An alternative option is to monitor prospectively the surgical outcomes using a plot to show the difference between the cumulative expected mortality and the deaths that actually occurred.3 ,4 ,9 ,10 Because it shows changes over time, this approach can be used by individual surgeons to monitor their own performance or the progress made in mastering a new technique.10

The choice between league tables and prospective monitoring depends on the context, and both methods are useful if the results are appropriately delivered. However, expeditious judgements on quality of care based on indicators or ranks, though more or less conveniently adjusted, must be regarded with extreme caution. Whenever comparisons are to be made between institutions, the following recommendations should be followed: keep the results in their own context, use several indicators rather than just one, and explain the statistical uncertainty.11

How are random variations dealt with?

Random variations can be sufficient to explain occasionally higher or lower death rates in some institutions. This is to be taken into account for both league tables and prospective monitoring charts.

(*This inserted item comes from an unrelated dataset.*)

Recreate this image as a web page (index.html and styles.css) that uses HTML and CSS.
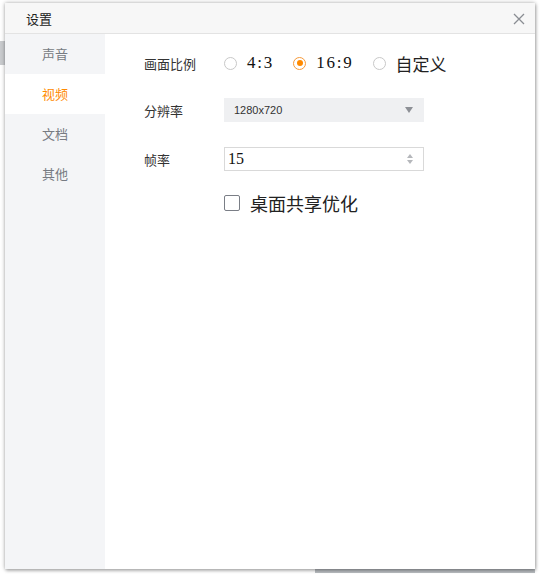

In this issue, Sherlaw-Johnson and colleagues propose a method for assessing the natural variation in outcome.12 Their “nested prediction intervals” seem to be easy to generate. A surgeon can use any standard spreadsheet software to generate his own prediction intervals and judge whether poor performance could have occurred by chance. Nevertheless, there is some weakness concerning the power to detect poor performance. Using another statistical method, Poloniecki and colleagues showed that to detect a doubling of death rate with 9/10 chance, 16 expected deaths are required, which is about 160 operations!4 Thus, as stated by Sherlaw-Johnson and colleagues, “a surgeon should certainly not be complacent if mortality figures are poor, but manage to stay within the 95% limits”. Their approach is rather useful to “detect a change, particularly deterioration, as a trigger for further investigation.”4

The lack of power to detect differences between mortality rates was also mentioned for league tables. Indeed, the ranks of healthcare centres are particularly sensitive to sampling variability and may change broadly from year to year owing to random variability.13 Furthermore, this random variability is as wide as the number of patients is low and the number of extrinsic factors is high. Therefore, a moderately active healthcare centre may have a high mortality rate (say 12%) one year but 0% the year before or after, simply because of random variability.

To illustrate this point of view, we reanalysed the data on mortality rates following coronary artery bypass graft surgery in 32 institutions in France.14 We recalculated hospital ranks along with their potential errors—credible intervals—according to a statistical method intended to evaluate uncertainty associated with ranks.13 Figure 1 shows that Mulhouse hospital which ranks 16th (26th in the magazine14) might have been ranked third or 29th a year earlier or later by pure chance. We also see that very few hospitals may be singled out as being less or more efficient than any other because the credible intervals are too wide in general, despite the substantial number of cases per centre.

Figure 1

Hospital mortality rate ranks () following coronary artery bypass grafts, and their 95% credible intervals (—) according to our calculations.


Any surgeon or centre's performance that departs from a recognised standard should prompt questioning long before approaching confidence limits; it is unacceptable to operate 160 times before being aware of a performance loss. However, comparative results should not be rendered public before significant deviations are observed. Otherwise, the lay opinion may quickly and unfairly judge a given performance as inferior or, more openly, bad. Thus, we recommend that the results of comparisons to a standard or between centres should be considered as incentives for further improvements, rather than tools for final judgements.